If it doesn't, just get a regular pata drive. I wouldn't bother buying a sata controller, if the mobo doesn't have one. The improvement in performance is so marginal as to be almost not noticeable, unless you have high track counts
 
Bulls Hit said:
noise I think if your mobo supports SATA, get one of those.

If it doesn't, just get a regular pata drive. I wouldn't bother buying a sata controller, if the mobo doesn't have one. The improvement in performance is so marginal as to be almost not noticeable, unless you have high track counts
Yes m0bo does have SATA its a Gigabyte 8IK1100. I'll stick with the current hard drive until i run out of room or need more tracks. What the differince between normal pata and sata with a mobo with sata controller?
 
Bulls Hit said:
noise I think if your mobo supports SATA, get one of those.

If it doesn't, just get a regular pata drive. I wouldn't bother buying a sata controller, if the mobo doesn't have one. The improvement in performance is so marginal as to be almost not noticeable, unless you have high track counts

Thanks, but I'm not asking about SATA vs. PATA. I do have a SATA controller on my board and I'm wondering what the difference would be using the SATA controller instead of puting the hard drive on an IDE port like I normally would.
 
I think one of the biggest advantage is the cabling. SATA uses smaller cabling. This increases airflow which, in turn, would keeps your case cooler.
 
whattaguy said:
I think one of the biggest advantage is the cabling. SATA uses smaller cabling. This increases airflow which, in turn, would keeps your case cooler.

I have compact, rounded IDE cables, so they really don't block airflow any more than an SATA cable would.

C'mon, you guys seem really knowledgeable about this stuff; somebody must know what the actual technical tradeoffs are between IDE and SATA? If they are the same, then what's the deal with having two different formats?
 
I found this tech paper on SATA:
http://articles.findarticles.com/p/articles/mi_m0BRZ/is_11_22/ai_98977132

You'll maybe get slightly better performance from a regular 7200rpm drive in SATA. But make sure it's native SATA, and not converted from standard ATA (PATA). If you have the controller on your motherboard, I'd recomend using it. You'll defenitely get much better performance from a SATA drive than from a PATA HD sharing a ribbon with some other device. There's not much price difference between SATA and PATA anyway, might as well spend a few extra $$.
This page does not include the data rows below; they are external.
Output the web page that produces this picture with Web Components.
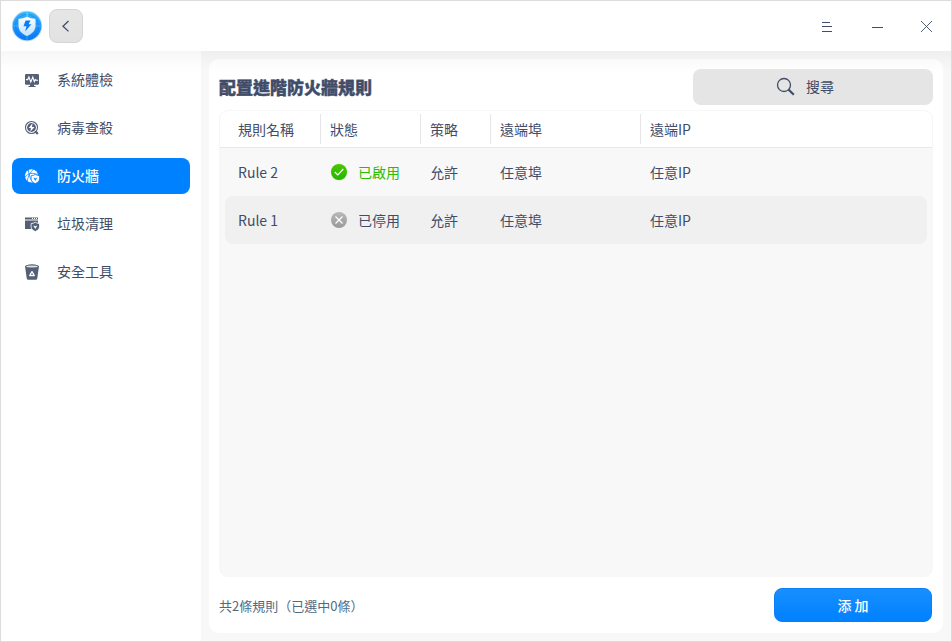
<!DOCTYPE html>
<html lang="zh-Hant">
<head>
<meta charset="utf-8">
<title>防火牆</title>
<style>
html,body{margin:0;height:100%}
body{font:14px/20px "Noto Sans CJK TC",sans-serif;color:#414d68;background:#fff;overflow:hidden}
</style>
</head>
<body>
<app-window></app-window>
<script>
const define=(name,html)=>{
  const t=document.createElement('template');t.innerHTML=html;
  customElements.define(name,class extends HTMLElement{
    constructor(){super();this.attachShadow({mode:'open'}).append(t.content.cloneNode(true));}
  });
};

define('app-logo',`<style>:host{display:block;width:32px;height:32px}svg{display:block}</style>
<svg width="32" height="32" viewBox="0 0 32 32">
<defs><linearGradient id="a" x1="0" y1="0" x2="0" y2="1"><stop stop-color="#35b6ff"/><stop offset="1" stop-color="#0878fa"/></linearGradient>
<linearGradient id="b" x1="0" y1="0" x2="0" y2="1"><stop stop-color="#fff"/><stop offset="1" stop-color="#bfe3ff"/></linearGradient></defs>
<circle cx="16" cy="16" r="15.2" fill="#b9d9f1"/><circle cx="16" cy="16" r="14.3" fill="url(#a)"/>
<circle cx="16" cy="16" r="11.6" fill="none" stroke="#1673e8" stroke-opacity=".55"/>
<path d="M16 2v28M2 16h28" stroke="#55ccff" stroke-opacity=".5"/>
<path d="M16 6.400c2.500 1.600 5.300 2.200 8.500 2.300v6.700c0 5.300-3.400 8.200-8.500 10.600-5.100-2.400-8.500-5.300-8.500-10.600V8.700c3.200-.1 6-.7 8.500-2.300z" fill="url(#b)"/>
<path d="M14.600 10.500h4.900l-1.900 3.700h2.800l-6.300 7.300 1.400-5.300h-3z" fill="#0a7cf5"/><path d="M15 2.300h2.500v4H15z" fill="#39d8ff" opacity=".7"/></svg>`);

define('back-button',`<style>:host{display:flex;box-sizing:border-box;width:34px;height:34px;border:1px solid #d5d5d5;border-radius:8px;background:linear-gradient(#e6e6e6,#e2e2e2);align-items:center;justify-content:center}</style>
<svg width="32" height="32" fill="none" stroke="#414d68" stroke-width="1.300"><path d="M18.500 11L13 16.200l5.500 5.200"/></svg>`);

define('window-controls',`<style>:host{display:flex;height:50px}svg{display:block;width:50px;height:50px;fill:none;stroke:#414d68;shape-rendering:crispEdges}</style>
<svg><path d="M21 21.500h8M21 25.500h10M21 30.500h10"/></svg><svg><path d="M21 26.500h11"/></svg><svg style="shape-rendering:auto"><path d="M20 20l11 11M31 20l-11 11" stroke-width=".9"/></svg>`);

define('title-bar',`<style>:host{display:flex;box-sizing:border-box;height:50px;padding-left:10px;align-items:center;background:#fff}back-button{margin-left:6px}window-controls{margin-left:auto}</style>
<app-logo></app-logo><back-button></back-button><window-controls></window-controls>`);

const icons={
monitor:`<rect x="1" y="2" width="14" height="10.800" rx="1.200" fill="currentColor"/><path d="M6 12h4v2h1.500v1h-7v-1H6z" fill="currentColor"/><path d="M2 7.600h1.700l1.200-2.600 1.900 5L8.800 5l1.500 4.500 1-2 1 .7H14" fill="none" stroke="#fff" stroke-width="1.100"/>`,
scan:`<circle cx="7.500" cy="7.500" r="6" fill="none" stroke="currentColor" stroke-width="1.100"/><circle cx="7.500" cy="7.500" r="4.400" fill="currentColor"/><path d="M8.600 3L4.700 8h2.200l-.6 3.800L10.500 7H8z" fill="#fff"/><path d="M11.300 11.300l2.500 2.800" stroke="currentColor" stroke-width="2.200"/>`,
globe:`<circle cx="7.500" cy="7.800" r="6.600" fill="currentColor"/><path d="M.8 9.500C4 5 8.500 4.500 13.500 6.500M4.500 2C4.500 6 6 10.500 8.500 14M9.500 1.200C6.500 4 4 8 3.300 13" fill="none" stroke="#0081ff" stroke-width=".75"/><path d="M11.300 6.400c1.300.9 2.700 1.200 4.200 1.300v3.100c0 2.300-1.700 3.700-4.200 4.800-2.500-1.100-4.200-2.500-4.200-4.800V7.700c1.500-.1 2.900-.4 4.200-1.300z" fill="currentColor" stroke="#0081ff" stroke-width=".8"/><path d="M9.300 9.500l2 .9 2-.9-2 3.500z" fill="#0081ff"/>`,
clean:`<path d="M1 1.500h13v2H1z M1 4.500h13v3H1z M1 7h7v6H1z" fill="currentColor"/><path d="M8 2.500h1M10 2.500h1M12 2.500h1" stroke="#fff"/><path d="M11.300 6.200c1.300.9 2.500 1.200 4.200 1.300v3.100c0 2.500-1.700 3.900-4.200 5-2.500-1.100-4.200-2.500-4.200-5V7.500c1.700-.1 2.900-.4 4.200-1.300z" fill="currentColor" stroke="#fff" stroke-width=".8"/><path d="M9.300 9.400l2 .9 2-.9-2 3.600z" fill="#fff"/>`,
trash:`<path d="M1 2h14l-1.700 12.200q-.2 1.500-1.700 1.500H4.400q-1.500 0-1.700-1.500z" fill="currentColor"/><ellipse cx="8" cy="2.300" rx="7" ry="2" fill="currentColor"/><ellipse cx="8" cy="2.500" rx="5.700" ry=".9" fill="#dfe2e6"/><path d="M8 7.600l2.300 3.900H5.700z" fill="none" stroke="#fff" stroke-width="1.300" stroke-linejoin="round"/>`};
customElements.define('nav-item',class extends HTMLElement{
  connectedCallback(){this.attachShadow({mode:'open'}).innerHTML=`<style>:host{display:flex;box-sizing:border-box;height:36px;padding-left:12px;gap:17px;align-items:center;border-radius:8px}:host([active]){background:#0081ff;color:#fff;font-weight:500}svg{width:16px;height:16px;color:#536076}:host([active]) svg{color:#fff}span{padding-bottom:2px}</style>
<svg viewBox="0 0 16 16">${icons[this.getAttribute('icon')]}</svg><span><slot></slot></span>`;}
});

define('side-nav',`<style>:host{display:flex;box-sizing:border-box;width:200px;padding:11px;flex-direction:column;gap:12px;background:linear-gradient(#f7f7f7,#fff 20px)}</style>
<nav-item icon="monitor">系統體檢</nav-item><nav-item icon="scan">病毒查殺</nav-item><nav-item icon="globe" active>防火牆</nav-item><nav-item icon="clean">垃圾清理</nav-item><nav-item icon="trash">安全工具</nav-item>`);

define('search-box',`<style>:host{display:flex;box-sizing:border-box;width:240px;height:36px;padding-right:16px;border-radius:8px;background:#e5e5e5;align-items:center;justify-content:center;gap:10px}span{padding-bottom:2px}</style>
<svg width="20" height="20" fill="none" stroke="#414d68"><circle cx="8" cy="8" r="6.500" stroke-width="1.300"/><path d="M12.500 12.500l5.300 5.200" stroke-width="2.300"/></svg><span>搜尋</span>`);

customElements.define('rule-status',class extends HTMLElement{
  connectedCallback(){const on=this.hasAttribute('on');
    this.attachShadow({mode:'open'}).innerHTML=`<style>:host{display:flex;align-items:center;gap:10px;color:${on?'#2dbd00':'inherit'}}</style>
<svg width="18" height="18"><defs><linearGradient id="g" x1="0" y1="0" x2="0" y2="1"><stop stop-color="${on?'#4bc800':'#b8b8b8'}"/><stop offset="1" stop-color="${on?'#24b500':'#999'}"/></linearGradient></defs>${on?'<circle cx="9" cy="9.500" r="8.300" fill="#24b500" opacity=".18"/>':''}<circle cx="9" cy="9" r="8" fill="url(#g)"/><path d="${on?'M4.800 9l3 3 5.500-6':'M5.500 5.500l7 7M12.500 5.500l-7 7'}" fill="none" stroke="#fff" stroke-width="1.200"/></svg><span><slot></slot></span>`;}
});

define('table-header',`<style>:host{display:grid;grid-template-columns:101px 100px 70px 150px 1fr;height:36px;align-items:center;background:#fff;border-bottom:1px solid #e8e8e8;border-radius:8px 8px 0 0}
span{box-sizing:border-box;height:30px;line-height:30px;padding-left:9px;border-right:1px solid #e6e6e6}span:first-of-type{padding-left:18px;}span:last-child{border:0}</style>
<span>規則名稱</span><span>狀態</span><span>策略</span><span>遠端埠</span><span>遠端IP</span>`);

define('rule-row',`<style>:host{display:grid;grid-template-columns:92px 100px 70px 150px 1fr;height:48px;margin:0 5px;padding-left:13px;align-items:center;border-radius:8px}:host([alt]){background:#f0f0f0}</style>
<slot name="name"></slot><slot name="status"></slot><span>允許</span><span>任意埠</span><span>任意IP</span>`);

define('rules-table',`<style>:host{display:block;box-sizing:border-box;height:467px;border:1px solid #f7f7f7;border-radius:9px;background:#f8f8f8;overflow:hidden}</style>
<table-header></table-header>
<rule-row><span slot="name">Rule 2</span><rule-status slot="status" on>已啟用</rule-status></rule-row>
<rule-row alt><span slot="name">Rule 1</span><rule-status slot="status">已停用</rule-status></rule-row>`);

define('add-button',`<style>:host{display:flex;box-sizing:border-box;width:158px;height:34px;border:1px solid #0b80f5;border-radius:8px;background:linear-gradient(#188fff,#0081ff);color:#fff;align-items:center;justify-content:center;font-weight:500;white-space:pre}</style><span>添 加</span>`);

define('rules-panel',`<style>:host{display:flex;box-sizing:border-box;flex-direction:column;width:734px;height:574px;padding:10px 10px 11px;border-radius:10px;background:linear-gradient(#fafafa,#fff 14px)}
header{display:flex;justify-content:space-between;align-items:center;height:36px;margin-bottom:5px}h1{margin:0;font-size:17px;line-height:24px;font-weight:900;-webkit-text-stroke:.4px #414d68}
footer{display:flex;justify-content:space-between;align-items:center;padding:11px 1px 0 0;font-size:13px;color:#526a7f}footer>span{padding-top:1px}add-button{font-size:14px}</style>
<header><h1>配置進階防火牆規則</h1><search-box></search-box></header><rules-table></rules-table>
<footer><span>共2條規則（已選中0條）</span><add-button></add-button></footer>`);

define('app-window',`<style>:host{display:flex;box-sizing:border-box;width:952px;height:642px;flex-direction:column;border:1px solid #dcdcdc;background:#fff}
main{display:flex;flex:1;background:linear-gradient(#efefef,#f8f8f8 20px)}rules-panel{margin:8px}</style>
<title-bar></title-bar><main><side-nav></side-nav><rules-panel></rules-panel></main>`);
</script>
</body>
</html>
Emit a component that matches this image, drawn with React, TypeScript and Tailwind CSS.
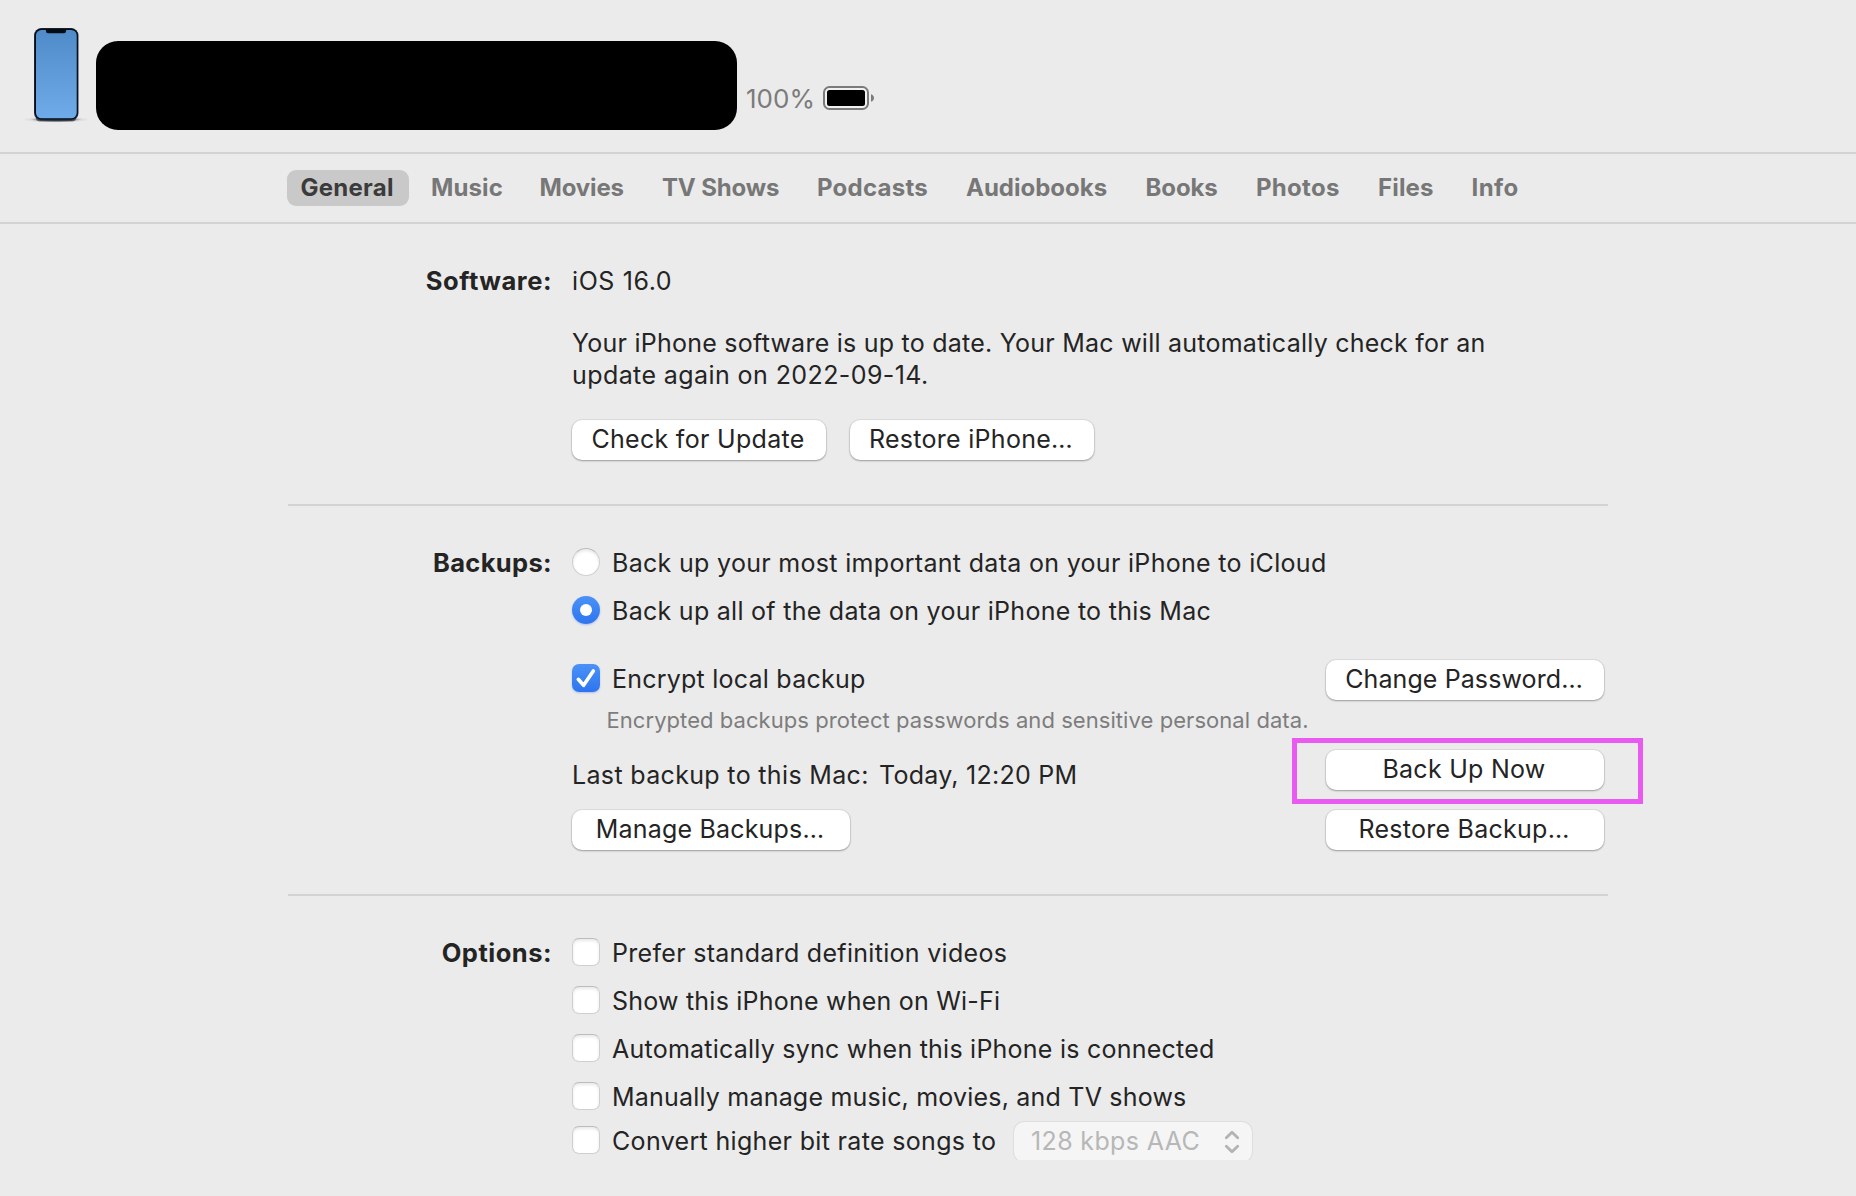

Where you'll realy see a difference is if you get a high end SATA drive like the WD Raptor - 10K rpm. This drive is much, much faster than any PATA HD.

The 36GB is about $100, and the 74GB is about $200. You shell out that kind of money for a processor or RAM, and trust me, this will help your performance just as much. I have 2 - boot from a 36, and use a 74 for audio. I also have a couple regular 7200 rpm drives for storage.
 
Okay, I think I'm confused here. Is PATA and IDE the same thing, because I thought ATA and IDE were two different formats?
 
Last I checked... Ata was topping out at 133mb/s... with most drives at 100mb/s throughput.

SATA specs to 150mb/s. They generally spin at the same rate..7200..but that isnt particularly relavant.

So..SATAs are better. Get them if you can afford them

LISTEN HERE, guys... get the best gear you can afford. (I usually go with not THE best... but, like, the second best)...THEN..when you run into the LIMITATIONS of your hardware...start innovating. Track more creatvly..bounce..whatever. Get your chops up. THEN upgrade.

you UNderstand??! Beck wrote a great album on less hardware than you have. In fact MOST albums that influenced my life were made on substandard gear, by todays standards. So f--ing cowboy up and make a great record. THEN complain about hardware.

xoxo
 
noiseportrait said:
Okay, I think I'm confused here. Is PATA and IDE the same thing, because I thought ATA and IDE were two different formats?

PATA stands for Parallel ATA, which is the standard stuff we've all been using. It's gone through several iterations - ATA33, ATA66, ATA100, and now ATA133 - the numbers refer to the bandwidth they are capable of, with 133 reffering to 133 Megabytes/second. While this is higher than any PATA drive is capable at a sustained rate, they can burst data from their cache at that speed. Also, when two devices are on one ribbon, they share the bandwidth. PATA is sometimes reffered to as IDE. Technically, I'm not sure if SATA is also IDE.

SATA stands for Serial ATA. This is a new standard which is replacing PATA. The current version is 150MB/sec, but that will increase. I think the next planned iteration will be 300MB/sec. Among other things, SATA only allows one device per ribbon. This makes the interface more reliable, and insures each device full bandwidth.

On they high end, there are now SATA drives available that rival high quality SCSI drives.

Here's a useful article whith some definitions:
http://www.adaptec.com/worldwide/pr...chnology/Serial+ATA&prodkey=lta_serial_ata_UK
 
Thanks for clearing everything up bdemenil. That helped me out a lot. To SATA I go!